| Task details |
Strip the pictures and reproduce the rest of the listing exactly.

— Begin Recorded data —

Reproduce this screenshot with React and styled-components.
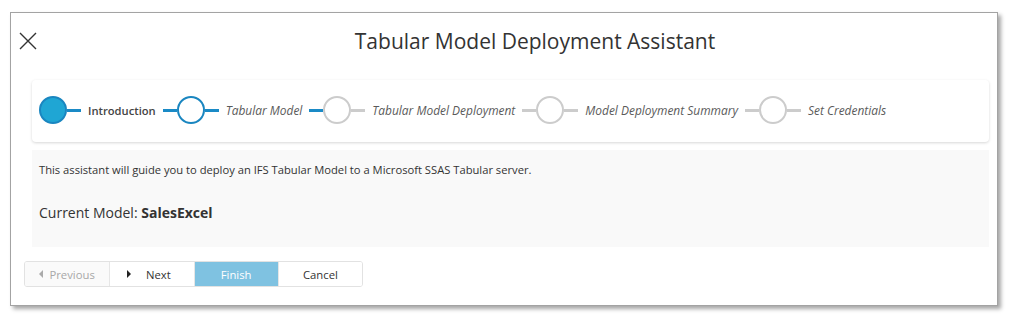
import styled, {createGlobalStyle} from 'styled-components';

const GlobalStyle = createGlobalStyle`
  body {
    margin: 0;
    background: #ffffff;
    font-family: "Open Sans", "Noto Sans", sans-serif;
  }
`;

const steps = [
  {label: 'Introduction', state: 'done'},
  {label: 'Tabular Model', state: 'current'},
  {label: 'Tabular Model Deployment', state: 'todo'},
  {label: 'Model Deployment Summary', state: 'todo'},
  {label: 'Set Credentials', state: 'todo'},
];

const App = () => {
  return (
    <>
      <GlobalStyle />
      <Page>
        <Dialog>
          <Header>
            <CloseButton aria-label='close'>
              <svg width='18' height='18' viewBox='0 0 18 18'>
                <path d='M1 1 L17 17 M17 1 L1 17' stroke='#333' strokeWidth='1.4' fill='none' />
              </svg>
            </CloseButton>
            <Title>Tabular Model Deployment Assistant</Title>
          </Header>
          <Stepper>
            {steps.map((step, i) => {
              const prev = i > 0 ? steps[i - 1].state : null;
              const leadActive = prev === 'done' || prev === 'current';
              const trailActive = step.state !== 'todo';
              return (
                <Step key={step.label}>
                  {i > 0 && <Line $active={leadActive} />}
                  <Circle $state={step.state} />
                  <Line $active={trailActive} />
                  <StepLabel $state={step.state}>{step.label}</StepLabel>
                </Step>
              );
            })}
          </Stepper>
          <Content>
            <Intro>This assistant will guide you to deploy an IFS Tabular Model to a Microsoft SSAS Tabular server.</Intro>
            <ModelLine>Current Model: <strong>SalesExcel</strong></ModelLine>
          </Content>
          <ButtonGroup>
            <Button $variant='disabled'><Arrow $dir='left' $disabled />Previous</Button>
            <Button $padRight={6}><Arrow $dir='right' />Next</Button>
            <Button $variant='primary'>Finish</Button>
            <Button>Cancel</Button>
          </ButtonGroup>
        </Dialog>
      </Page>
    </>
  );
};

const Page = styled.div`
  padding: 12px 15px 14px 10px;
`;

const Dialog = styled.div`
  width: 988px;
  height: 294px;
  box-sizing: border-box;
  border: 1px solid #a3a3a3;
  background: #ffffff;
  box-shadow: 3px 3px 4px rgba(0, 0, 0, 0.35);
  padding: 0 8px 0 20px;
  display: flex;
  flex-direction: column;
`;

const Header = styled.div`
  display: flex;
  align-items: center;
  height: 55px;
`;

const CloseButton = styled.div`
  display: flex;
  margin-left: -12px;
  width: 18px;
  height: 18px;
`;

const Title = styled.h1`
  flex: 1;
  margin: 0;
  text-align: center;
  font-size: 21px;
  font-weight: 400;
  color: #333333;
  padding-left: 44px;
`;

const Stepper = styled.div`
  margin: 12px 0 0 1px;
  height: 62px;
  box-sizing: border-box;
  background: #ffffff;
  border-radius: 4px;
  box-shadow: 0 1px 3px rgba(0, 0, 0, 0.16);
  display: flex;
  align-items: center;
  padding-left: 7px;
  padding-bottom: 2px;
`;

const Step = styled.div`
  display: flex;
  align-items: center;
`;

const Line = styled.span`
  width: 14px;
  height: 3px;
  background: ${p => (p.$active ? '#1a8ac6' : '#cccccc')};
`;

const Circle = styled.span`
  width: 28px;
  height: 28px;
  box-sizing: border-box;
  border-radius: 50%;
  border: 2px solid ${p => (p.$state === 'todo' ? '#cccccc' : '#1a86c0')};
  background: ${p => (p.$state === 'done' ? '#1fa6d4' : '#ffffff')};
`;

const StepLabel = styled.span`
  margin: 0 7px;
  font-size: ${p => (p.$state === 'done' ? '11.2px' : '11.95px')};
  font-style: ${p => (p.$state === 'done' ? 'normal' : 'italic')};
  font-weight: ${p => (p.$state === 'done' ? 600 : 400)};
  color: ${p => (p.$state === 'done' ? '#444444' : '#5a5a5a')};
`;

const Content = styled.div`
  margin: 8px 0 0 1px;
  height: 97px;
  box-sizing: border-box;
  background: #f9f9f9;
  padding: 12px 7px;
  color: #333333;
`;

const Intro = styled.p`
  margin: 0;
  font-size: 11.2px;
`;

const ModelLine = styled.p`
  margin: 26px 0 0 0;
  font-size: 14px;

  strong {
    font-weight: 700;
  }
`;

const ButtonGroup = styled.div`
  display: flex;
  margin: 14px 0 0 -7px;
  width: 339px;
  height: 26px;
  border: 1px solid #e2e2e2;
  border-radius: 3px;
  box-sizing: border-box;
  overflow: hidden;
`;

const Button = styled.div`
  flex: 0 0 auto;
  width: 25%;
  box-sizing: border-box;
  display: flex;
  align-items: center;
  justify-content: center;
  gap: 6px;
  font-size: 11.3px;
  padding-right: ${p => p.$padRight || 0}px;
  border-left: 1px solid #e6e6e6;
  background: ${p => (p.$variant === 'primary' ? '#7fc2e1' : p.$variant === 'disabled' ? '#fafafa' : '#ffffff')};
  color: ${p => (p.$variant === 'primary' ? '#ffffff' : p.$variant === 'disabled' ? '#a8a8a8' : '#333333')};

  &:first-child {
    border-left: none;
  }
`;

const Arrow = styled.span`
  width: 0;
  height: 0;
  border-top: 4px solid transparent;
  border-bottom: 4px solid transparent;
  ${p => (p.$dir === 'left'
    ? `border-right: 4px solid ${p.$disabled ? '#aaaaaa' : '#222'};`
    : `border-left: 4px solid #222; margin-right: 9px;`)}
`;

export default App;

— End Recorded data —

| Response for this exercise |
Reproduce this screenshot with React and styled-components.
import styled, {createGlobalStyle} from 'styled-components';

const GlobalStyle = createGlobalStyle`
  body {
    margin: 0;
    background: #ffffff;
    font-family: "Open Sans", "Noto Sans", sans-serif;
  }
`;

const steps = [
  {label: 'Introduction', state: 'done'},
  {label: 'Tabular Model', state: 'current'},
  {label: 'Tabular Model Deployment', state: 'todo'},
  {label: 'Model Deployment Summary', state: 'todo'},
  {label: 'Set Credentials', state: 'todo'},
];

const App = () => {
  return (
    <>
      <GlobalStyle />
      <Page>
        <Dialog>
          <Header>
            <CloseButton aria-label='close'>
              <svg width='18' height='18' viewBox='0 0 18 18'>
                <path d='M1 1 L17 17 M17 1 L1 17' stroke='#333' strokeWidth='1.4' fill='none' />
              </svg>
            </CloseButton>
            <Title>Tabular Model Deployment Assistant</Title>
          </Header>
          <Stepper>
            {steps.map((step, i) => {
              const prev = i > 0 ? steps[i - 1].state : null;
              const leadActive = prev === 'done' || prev === 'current';
              const trailActive = step.state !== 'todo';
              return (
                <Step key={step.label}>
                  {i > 0 && <Line $active={leadActive} />}
                  <Circle $state={step.state} />
                  <Line $active={trailActive} />
                  <StepLabel $state={step.state}>{step.label}</StepLabel>
                </Step>
              );
            })}
          </Stepper>
          <Content>
            <Intro>This assistant will guide you to deploy an IFS Tabular Model to a Microsoft SSAS Tabular server.</Intro>
            <ModelLine>Current Model: <strong>SalesExcel</strong></ModelLine>
          </Content>
          <ButtonGroup>
            <Button $variant='disabled'><Arrow $dir='left' $disabled />Previous</Button>
            <Button $padRight={6}><Arrow $dir='right' />Next</Button>
            <Button $variant='primary'>Finish</Button>
            <Button>Cancel</Button>
          </ButtonGroup>
        </Dialog>
      </Page>
    </>
  );
};

const Page = styled.div`
  padding: 12px 15px 14px 10px;
`;

const Dialog = styled.div`
  width: 988px;
  height: 294px;
  box-sizing: border-box;
  border: 1px solid #a3a3a3;
  background: #ffffff;
  box-shadow: 3px 3px 4px rgba(0, 0, 0, 0.35);
  padding: 0 8px 0 20px;
  display: flex;
  flex-direction: column;
`;

const Header = styled.div`
  display: flex;
  align-items: center;
  height: 55px;
`;

const CloseButton = styled.div`
  display: flex;
  margin-left: -12px;
  width: 18px;
  height: 18px;
`;

const Title = styled.h1`
  flex: 1;
  margin: 0;
  text-align: center;
  font-size: 21px;
  font-weight: 400;
  color: #333333;
  padding-left: 44px;
`;

const Stepper = styled.div`
  margin: 12px 0 0 1px;
  height: 62px;
  box-sizing: border-box;
  background: #ffffff;
  border-radius: 4px;
  box-shadow: 0 1px 3px rgba(0, 0, 0, 0.16);
  display: flex;
  align-items: center;
  padding-left: 7px;
  padding-bottom: 2px;
`;

const Step = styled.div`
  display: flex;
  align-items: center;
`;

const Line = styled.span`
  width: 14px;
  height: 3px;
  background: ${p => (p.$active ? '#1a8ac6' : '#cccccc')};
`;

const Circle = styled.span`
  width: 28px;
  height: 28px;
  box-sizing: border-box;
  border-radius: 50%;
  border: 2px solid ${p => (p.$state === 'todo' ? '#cccccc' : '#1a86c0')};
  background: ${p => (p.$state === 'done' ? '#1fa6d4' : '#ffffff')};
`;

const StepLabel = styled.span`
  margin: 0 7px;
  font-size: ${p => (p.$state === 'done' ? '11.2px' : '11.95px')};
  font-style: ${p => (p.$state === 'done' ? 'normal' : 'italic')};
  font-weight: ${p => (p.$state === 'done' ? 600 : 400)};
  color: ${p => (p.$state === 'done' ? '#444444' : '#5a5a5a')};
`;

const Content = styled.div`
  margin: 8px 0 0 1px;
  height: 97px;
  box-sizing: border-box;
  background: #f9f9f9;
  padding: 12px 7px;
  color: #333333;
`;

const Intro = styled.p`
  margin: 0;
  font-size: 11.2px;
`;

const ModelLine = styled.p`
  margin: 26px 0 0 0;
  font-size: 14px;

  strong {
    font-weight: 700;
  }
`;

const ButtonGroup = styled.div`
  display: flex;
  margin: 14px 0 0 -7px;
  width: 339px;
  height: 26px;
  border: 1px solid #e2e2e2;
  border-radius: 3px;
  box-sizing: border-box;
  overflow: hidden;
`;

const Button = styled.div`
  flex: 0 0 auto;
  width: 25%;
  box-sizing: border-box;
  display: flex;
  align-items: center;
  justify-content: center;
  gap: 6px;
  font-size: 11.3px;
  padding-right: ${p => p.$padRight || 0}px;
  border-left: 1px solid #e6e6e6;
  background: ${p => (p.$variant === 'primary' ? '#7fc2e1' : p.$variant === 'disabled' ? '#fafafa' : '#ffffff')};
  color: ${p => (p.$variant === 'primary' ? '#ffffff' : p.$variant === 'disabled' ? '#a8a8a8' : '#333333')};

  &:first-child {
    border-left: none;
  }
`;

const Arrow = styled.span`
  width: 0;
  height: 0;
  border-top: 4px solid transparent;
  border-bottom: 4px solid transparent;
  ${p => (p.$dir === 'left'
    ? `border-right: 4px solid ${p.$disabled ? '#aaaaaa' : '#222'};`
    : `border-left: 4px solid #222; margin-right: 9px;`)}
`;

export default App;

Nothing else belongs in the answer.